More recently, there was Pickachu, the Pokemon critter.  Before you go any further, visualise him. What do you see? For me it’s the yellow mouse thing with the zig-zag tail like a lightning strike with the black strip at the tip.

Except there is no black stripe. Not there, never has been. So how come I saw it so clearly for all those years?

Pikachu never had a stripe on his tail… no matter what you remember.

The one that did get me, though, loops back to my Star Wars obsession.

C-3P0 had an entirely gold-coloured body, right? Well, except for his right leg that was silver from the knee down. No, seriously it is.

As I write this, I have the opening sequence of the first Star Wars playing on a screen beside me, with the picture frozen at C-3PO and R2-D2’s first appearance. There it is. Right leg. Silver.

Look closely… C-3PO has a silver leg.

How, in the literally countless times I have watched Star Wars, did I not see that detail? How did I miss that? I can’t have.

Which is where the Mandela Effect becomes either interesting or daft, depending on your world view.

There are those who think these aren’t just wrong memories of small details for some of the populace – that it’s Sex And The City, not Sex In The City, Kit-Kat has never had a hyphen, it was Looney Tunes, not Looney Toons.

Some people believe it is proof we are in an alternate universe, these collective false memories are evidence of a glitch in the Matrix, of one parallel reality bumping up against the other.

They even blame the large hadron collider at CERN for messing with the fabric of reality by smashing all those particles together.

Funnily enough, it’s a bit unnerving when you start going down this particular Alice In The Wonderland rabbit hole and looking at your own memories.

It doesn’t help some household brand names in this country were changed in the name of corporate globalisation rather than a breakdown in the space-time continuum. Snickers? Nah, Marathon. Is it Cif or Jif? Let’s ask Neo.

Keanu Reeves knew all about playing with reality in The Matrix films.

I have also had a spectacular false reality moment myself as a young reporter. I loudly opined to my gruff news editor about the typhoid epidemic of the 60s having been caused by the Water Of Leith.

He looked at me askance and asked what was I talking about – with some expletives thrown in. It was caused by contaminated corned beef and it was in Aberdeen, not Edinburgh, he abruptly informed me.

No temporal rift at play here. The typhoid yarn was spun by my mother when I was wee to stop me playing on a Tarzan rope over the burn. She only corrected that impression after I trotted it out about 15 years later and looked like a wazzock in front of my boss.
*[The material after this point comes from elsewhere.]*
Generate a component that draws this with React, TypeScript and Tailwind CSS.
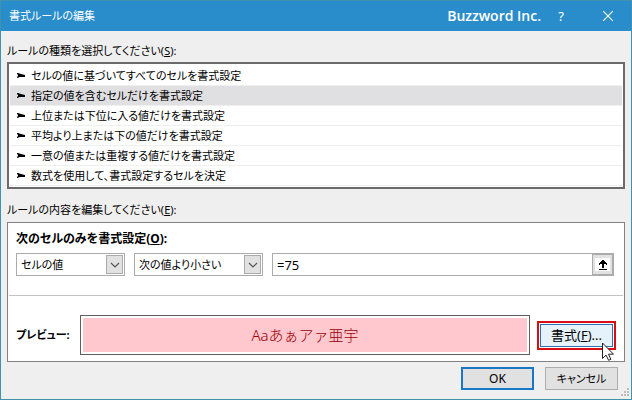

Thanks mum.

Many people remember Nelson Mandela’s funeral in the 1980s – even though he lived until 2013.

In my Mandela Effect research, I came across one theory that had me nodding and saying “that explains so much.”

Someone posited CERN shifted us into an alternative reality where Donald Trump became President. That would explain his claims there had been a terrorist attack in Sweden and Muslims had been cheering in the streets after 9/11, neither of which happened. Mandela enthusiasts say this comes from memories of the parallel universe Trump used to live in. Personally, I’ll just go with him being unhinged.

Are we living in an alternative reality thanks to CERN’s  Large Hadron Collider?

I have to admit to finding the whole thing fascinating, but also inexplicable and no doubt one of those conspiracy/theories that will run and run until a clever person explains it.

At least, though, I can take comfort in some certainties of this reality. Such as the Monopoly man having a monocle. What do you mean he doesn’t?